Identify all lines below that hold "screenshot" and collect them.

> **Records for the exercise**

_____

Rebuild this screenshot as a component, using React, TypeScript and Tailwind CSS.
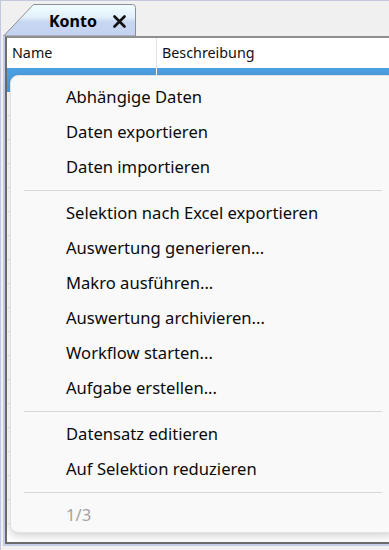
type Entry = { label: string; disabled?: boolean } | "sep";

const entries: Entry[] = [
  { label: "Abhängige Daten" },
  { label: "Daten exportieren" },
  { label: "Daten importieren" },
  "sep",
  { label: "Selektion nach Excel exportieren" },
  { label: "Auswertung generieren..." },
  { label: "Makro ausführen..." },
  { label: "Auswertung archivieren..." },
  { label: "Workflow starten..." },
  { label: "Aufgabe erstellen..." },
  "sep",
  { label: "Datensatz editieren" },
  { label: "Auf Selektion reduzieren" },
  "sep",
  { label: "1/3", disabled: true },
];

const Tab = () => (
  <div className="relative w-[134px] h-[32px] flex items-center pl-[46px] pt-[2px]">
    <svg className="absolute inset-0" width="134" height="32" viewBox="0 0 134 32">
      <defs>
        <linearGradient id="tabfill" x1="0" y1="0" x2="0" y2="1">
          <stop offset="0" stopColor="#f2ffff" />
          <stop offset="0.4" stopColor="#e2f0fb" />
          <stop offset="0.55" stopColor="#c8d7f1" />
          <stop offset="1" stopColor="#c3d2ef" />
        </linearGradient>
      </defs>
      <path d="M0.5 32 L30.5 0.5 L129.5 0.5 Q132.5 0.5 132.5 3.5 L132.5 32 Z" fill="url(#tabfill)" stroke="#8e8e96" strokeWidth="1" />
    </svg>
    <span className="relative text-[16px] font-bold text-black leading-none">Konto</span>
    <svg className="relative ml-[16px]" width="13" height="13" viewBox="0 0 13 13">
      <path d="M1.5 1.5 L11.5 11.5 M11.5 1.5 L1.5 11.5" stroke="#111" strokeWidth="2.6" strokeLinecap="round" />
    </svg>
  </div>
);

const MenuItem = ({ label, disabled }: { label: string; disabled?: boolean }) => (
  <div className={`h-[35px] flex items-center pl-[55px] text-[16.6px] ${disabled ? "text-[#a3a3a3]" : "text-[#0a0a0a]"}`}>
    {label}
  </div>
);

export default function App() {
  return (
    <div className="relative w-[389px] h-[550px] overflow-hidden bg-[#f0f0f0] border-l border-t border-[#c4c8dc] font-['Segoe_UI','Noto_Sans',sans-serif]">
      <div className="h-[35px] flex items-end pl-[2px]">
        <Tab />
      </div>
      <div className="h-[510px] ml-[2px] border-l-2 border-b-2 border-[#c6cde8]">
        <div className="h-full border-l-2 border-t-2 border-b-2 border-t-[#8f8f8f] border-l-[#6c6c6c] border-b-[#6c6c6c] bg-white">
          <div className="h-[30px] flex items-center text-[14.3px] text-[#111]">
            <div className="w-[150px] h-full flex items-center pl-[5px] border-r border-[#e2e2e2]">Name</div>
            <div className="flex-1 h-full flex items-center pl-[5px]">Beschreibung</div>
          </div>
          <div className="h-[24px] flex bg-[#4c9fe1]">
            <div className="w-[150px] border-r border-white" />
          </div>
          {Array.from({ length: 18 }).map((_, i) => (
            <div key={i} className="h-[24px] flex border-b border-[#ececec]">
              <div className="w-[150px] border-r border-[#ececec]" />
            </div>
          ))}
        </div>
      </div>

      <div className="absolute left-[9px] top-[74px] w-[386px] h-[458px] rounded-[8px] bg-[#f9f9f9] border border-[#e2e2e2] shadow-[0_3px_8px_rgba(0,0,0,0.18)] pt-[4px]">
        {entries.map((e, i) =>
          e === "sep" ? (
            <div key={i} className="h-[11px] flex items-center px-[13px]">
              <div className="h-px w-full bg-[#d8d8d8]" />
            </div>
          ) : (
            <MenuItem key={i} label={e.label} disabled={e.disabled} />
          )
        )}
      </div>
    </div>
  );
}
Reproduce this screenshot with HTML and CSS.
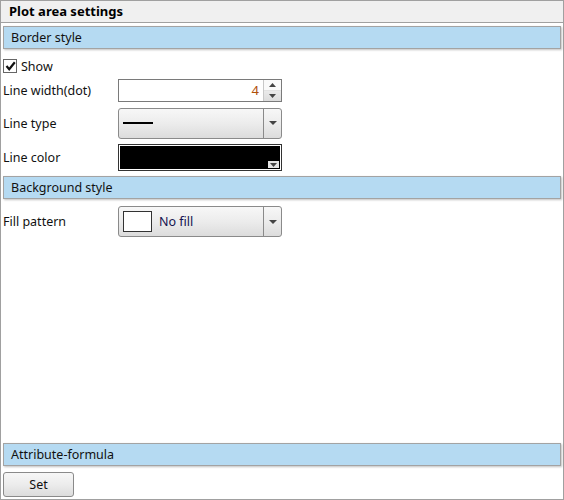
FILE: index.html
```html
<!DOCTYPE html>
<html>
<head>
<meta charset="utf-8">
<link rel="stylesheet" href="styles.css">
</head>
<body>
<div class="panel">
  <div class="title">Plot area settings</div>
  <div class="section">Border style</div>
  <div class="check-row">
    <span class="checkbox">
      <svg width="11" height="11" viewBox="0 0 11 11"><path d="M1.5 5 L4.2 8.2 L9.8 1.2" fill="none" stroke="#111" stroke-width="2.2"/></svg>
    </span>
    <span class="check-label">Show</span>
  </div>
  <div class="row r-width">
    <span class="label">Line width(dot)</span>
    <div class="spin">
      <span class="spin-value">4</span>
      <span class="spin-btns">
        <span class="spin-up"><svg width="7" height="4" viewBox="0 0 7 4"><path d="M0 4 L3.5 0 L7 4Z" fill="#444"/></svg></span>
        <span class="spin-down"><svg width="7" height="4" viewBox="0 0 7 4"><path d="M0 0 L3.5 4 L7 0Z" fill="#444"/></svg></span>
      </span>
    </div>
  </div>
  <div class="row r-type">
    <span class="label">Line type</span>
    <div class="combo tall">
      <span class="combo-body"><span class="line-sample"></span></span>
      <span class="combo-arrow"><svg width="8" height="4" viewBox="0 0 8 4"><path d="M0 0 L4 4 L8 0Z" fill="#444"/></svg></span>
    </div>
  </div>
  <div class="row r-color">
    <span class="label">Line color</span>
    <div class="colorbox">
      <span class="swatch"></span>
      <span class="color-arrow"><svg width="7" height="4" viewBox="0 0 7 4"><path d="M0 0 L3.5 4 L7 0Z" fill="#444"/></svg></span>
    </div>
  </div>
  <div class="section s2">Background style</div>
  <div class="row r-fill">
    <span class="label">Fill pattern</span>
    <div class="combo tall">
      <span class="combo-body"><span class="fill-swatch"></span><span class="fill-text">No fill</span></span>
      <span class="combo-arrow"><svg width="8" height="4" viewBox="0 0 8 4"><path d="M0 0 L4 4 L8 0Z" fill="#444"/></svg></span>
    </div>
  </div>
  <div class="spacer"></div>
  <div class="section s3">Attribute-formula</div>
  <div class="footer"><button class="btn">Set</button></div>
</div>
</body>
</html>
```
FILE: styles.css
```css
* { box-sizing: border-box; }
html, body { margin: 0; padding: 0; background: #fff; }
body { font-family: "Noto Sans", "DejaVu Sans", sans-serif; font-size: 12px; color: #111; }
.panel {
  width: 564px; height: 500px;
  border: 1px solid #a0a0a0;
  display: flex; flex-direction: column;
  background: #fff;
}
.title {
  height: 22px; line-height: 20px;
  background: #f0f0f0;
  border-bottom: 1px solid #a0a0a0;
  font-weight: bold; font-size: 13px;
  padding-left: 8px;
  color: #000;
}
.section {
  margin: 3px 2px 0 2px;
  height: 23px; line-height: 21px;
  background: #b5daf2;
  border: 1px solid #a3a3a3;
  box-shadow: 1px 1px 2px rgba(0,0,0,0.25);
  padding-left: 7px;
  font-size: 12.5px;
  color: #111;
}
.check-row {
  display: flex; align-items: center;
  height: 18px; margin-top: 8px; padding-left: 2px;
}
.checkbox {
  width: 14px; height: 14px;
  border: 1px solid #666;
  background: #fff;
  display: flex; align-items: center; justify-content: center;
}
.check-label { margin-left: 4px; font-size: 12.5px; }
.row {
  display: flex; align-items: center;
  padding-left: 2px;
}
.label { width: 115px; font-size: 12.5px; }
.r-width { margin-top: 4px; height: 23px; }
.r-type { margin-top: 5px; height: 32px; }
.r-color { margin-top: 5px; height: 27px; }
.r-fill { margin-top: 7px; height: 31px; }
.s2 { margin-top: 5px; }
.spin {
  width: 164px; height: 23px;
  border: 1px solid #7a7a7a;
  display: flex; background: #fff;
}
.spin-value {
  flex: 1; text-align: right; padding-right: 4px;
  line-height: 21px; color: #b0500a; font-size: 13px;
}
.spin-btns {
  width: 18px; border-left: 1px solid #c8c8c8;
  display: flex; flex-direction: column;
}
.spin-up, .spin-down {
  flex: 1; display: flex; align-items: center; justify-content: center;
}
.spin-up { background: #fafafa; border-bottom: 1px solid #e2e2e2; }
.spin-down { background: linear-gradient(#eaeaea, #dcdcdc); }
.combo {
  width: 164px;
  border: 1px solid #8a8a8a;
  border-radius: 3px;
  background: linear-gradient(#f7f7f7, #ececec 50%, #dcdcdc);
  display: flex;
}
.combo.tall { height: 31px; }
.combo-body { flex: 1; display: flex; align-items: center; padding-left: 4px; }
.combo-arrow {
  width: 18px; border-left: 1px solid #8a8a8a;
  display: flex; align-items: center; justify-content: center;
}
.line-sample { width: 30px; height: 2px; background: #000; margin-left: 0; }
.colorbox {
  width: 164px; height: 27px;
  border: 1px solid #333;
  padding: 1px;
  position: relative;
  background: #fff;
}
.swatch { display: block; width: 100%; height: 100%; background: #000; }
.color-arrow {
  position: absolute; right: 2px; bottom: 2px;
  width: 11px; height: 7px; background: #e4e4e4;
  display: flex; align-items: center; justify-content: center;
}
.fill-swatch {
  width: 29px; height: 21px; border: 1px solid #333; background: #fff;
}
.fill-text { margin-left: 7px; font-size: 12.5px; color: #141450; }
.spacer { flex: 1; }
.footer { padding: 6px 0 2px 2px; }
.btn {
  width: 71px; height: 25px;
  border: 1px solid #8a8a8a; border-radius: 3px;
  background: linear-gradient(#f7f7f7, #ececec 50%, #dcdcdc);
  font-family: inherit; font-size: 12.5px; color: #111;
  padding: 0; display: block;
}
```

_____

> **Final answer**
Rebuild this screenshot as a component, using React, TypeScript and Tailwind CSS.
Reproduce this screenshot with HTML and CSS.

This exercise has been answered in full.